ANAHEIM - Word that pitcher Cliff Lee had been traded to the Phillies spread through the Cleveland Indians' clubhouse like an ice storm.
Having just been beaten by the Los Angeles Angels, 9-3, the Indians came off the field to find out, for the second season in a row, their club had traded away the reigning American League Cy Young Award winner.
The news did not go over well.
Quiet and subdued, Indians players moved deliberately around the clubhouse; that is, with one nearly manic exception: Cliff Lee.
Lee burst in from the showers and bolted to his locker, where he made like a quick-change artist, throwing on clothes like his life depended on it. You got the feeling his baseball life did.
"I've got to hurry," he said, somehow managing to button his shirt and put on his socks in one motion. "Obviously I'm going to miss these guys. But this is an opportunity to join a team in first place, the defending world champions. Right now I'm just trying to figure out how to meet up with them and help them win."

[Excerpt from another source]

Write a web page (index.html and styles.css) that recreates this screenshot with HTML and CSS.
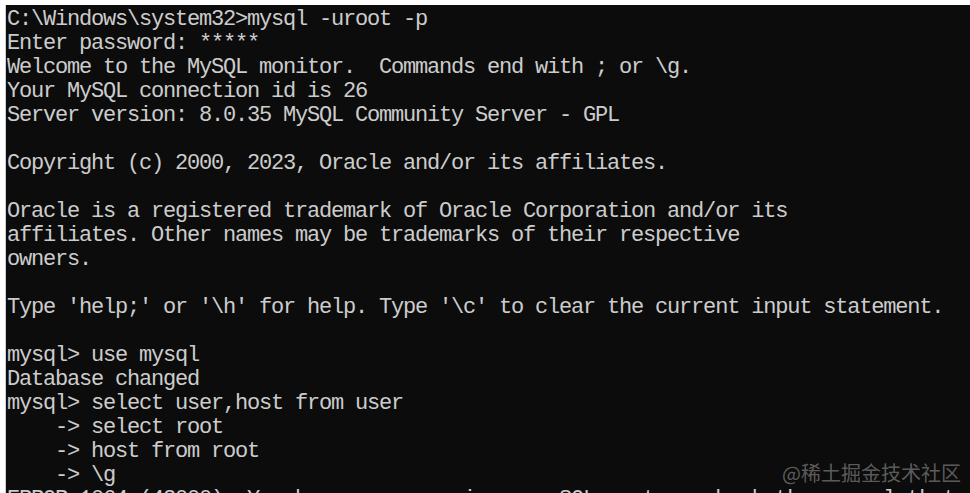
FILE: index.html
```html
<!DOCTYPE html>
<html>
<head>
<meta charset="utf-8">
<link rel="stylesheet" href="styles.css">
</head>
<body>
<div class="frame">
<div class="console">
<pre class="output">C:\Windows\system32&gt;mysql -uroot -p
Enter password: *****
Welcome to the MySQL monitor.  Commands end with ; or \g.
Your MySQL connection id is 26
Server version: 8.0.35 MySQL Community Server - GPL

Copyright (c) 2000, 2023, Oracle and/or its affiliates.

Oracle is a registered trademark of Oracle Corporation and/or its
affiliates. Other names may be trademarks of their respective
owners.

Type 'help;' or '\h' for help. Type '\c' to clear the current input statement.

mysql&gt; use mysql
Database changed
mysql&gt; select user,host from user
    -&gt; select root
    -&gt; host from root
    -&gt; \g
ERROR 1064 (42000): You have an error in your SQL syntax; check the manual that</pre>
<div class="watermark">@稀土掘金技术社区</div>
</div>
</div>
</body>
</html>
```
FILE: styles.css
```css
html, body {
  margin: 0;
  padding: 0;
  background: #ffffff;
  width: 970px;
  height: 493px;
  overflow: hidden;
}
.frame {
  padding: 5px 0 0 5px;
  height: 493px;
  box-sizing: border-box;
}
.console {
  position: relative;
  background: #0c0c0c;
  height: 100%;
  border-left: 1px solid #d0d0d0;
  overflow: hidden;
}
.output {
  margin: 0;
  padding: 3px 0 0 1px;
  color: #cccccc;
  font-family: "Liberation Mono", monospace;
  font-size: 22px;
  letter-spacing: -1.2px;
  line-height: 24px;
  white-space: pre;
}
.watermark {
  position: absolute;
  right: 9px;
  bottom: 8px;
  color: rgba(160, 160, 160, 0.55);
  font-family: "Noto Sans CJK SC", sans-serif;
  font-size: 20px;
  line-height: 24px;
}
```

Lee said he had heard rumors throughout the day about a possible trade but nothing was certain. It wasn't until after yesterday's game, he said, that he got the word he was on the move. And boy, did he move.
"It's real now so I just have to find a way to meet up with them and just get acclimated," he said. "I'm anxious and excited to get there. It's the National League. I'm going to have to figure out how to get a bunt down more consistently."
It's a safe bet that if Lee figures out how to maintain his lifetime .634 winning percentage - best in Cleveland history - as well as his 3.14 ERA this season - seventh best in the American League - the Phillies will be just fine with him holding either end of the bat.
The addition of Lee, along with outfielder Ben Francisco, to a Phillies team just hitting its stride wasn't lost on anyone in Anaheim, including the Angels.
Marveled Angels outfielder Torii Hunter: "Man, the Phillies won the World Series last year with one great starter [Cole Hamels] . . . Now they have two. They're going to be tough."
For those he leaves behind in Cleveland - both teammates and fans - Lee seemed genuinely sad, and a little upset, and understood if they felt the same way.
"As a fan, it's gotta be hard to lose a Cy Young winner one year and another the next," he said, referencing last year's deal of CC Sabathia to Milwaukee. "That's got to be hard to swallow. You'll have to ask [Cleveland general manager Mark] Shapiro about it. Obviously, he thinks he's making the team better."
In a statement, Shapiro said, "At the root of this deal was balancing the conviction of our ability to compete in 2010 with the opportunity to impact the team's construction for years to come. Without the sense of confidence in the team's ultimate competitiveness, we acted aggressively to add players that will impact the organization in 2010 and beyond.''
There were no illusions in the Cleveland clubhouse about the Indians getting better immediately.
"Philadelphia's getting a great guy, a team leader," said Cleveland rookie pitcher David Huff. "He's the kind of guy who leads by example. He helped me out a lot, especially in the maturing process. I've been pretty much a sponge ever since I first got here, just trying to soak up everything I could. And Cliff was the one guy I watched and listened to the most."
It was a nice sentiment, but one Lee didn't have much time to listen to. Lee said he did not know if he would be pitching for the Phillies tomorrow against the Giants to remain on his regular turn. Phillies pitching coach Rich Dubee said in Arizona that he was not sure when Lee would make his Phillies debut.
"Right now, all I know is I'm going to the defending world champions," Lee said. "That's a good thing."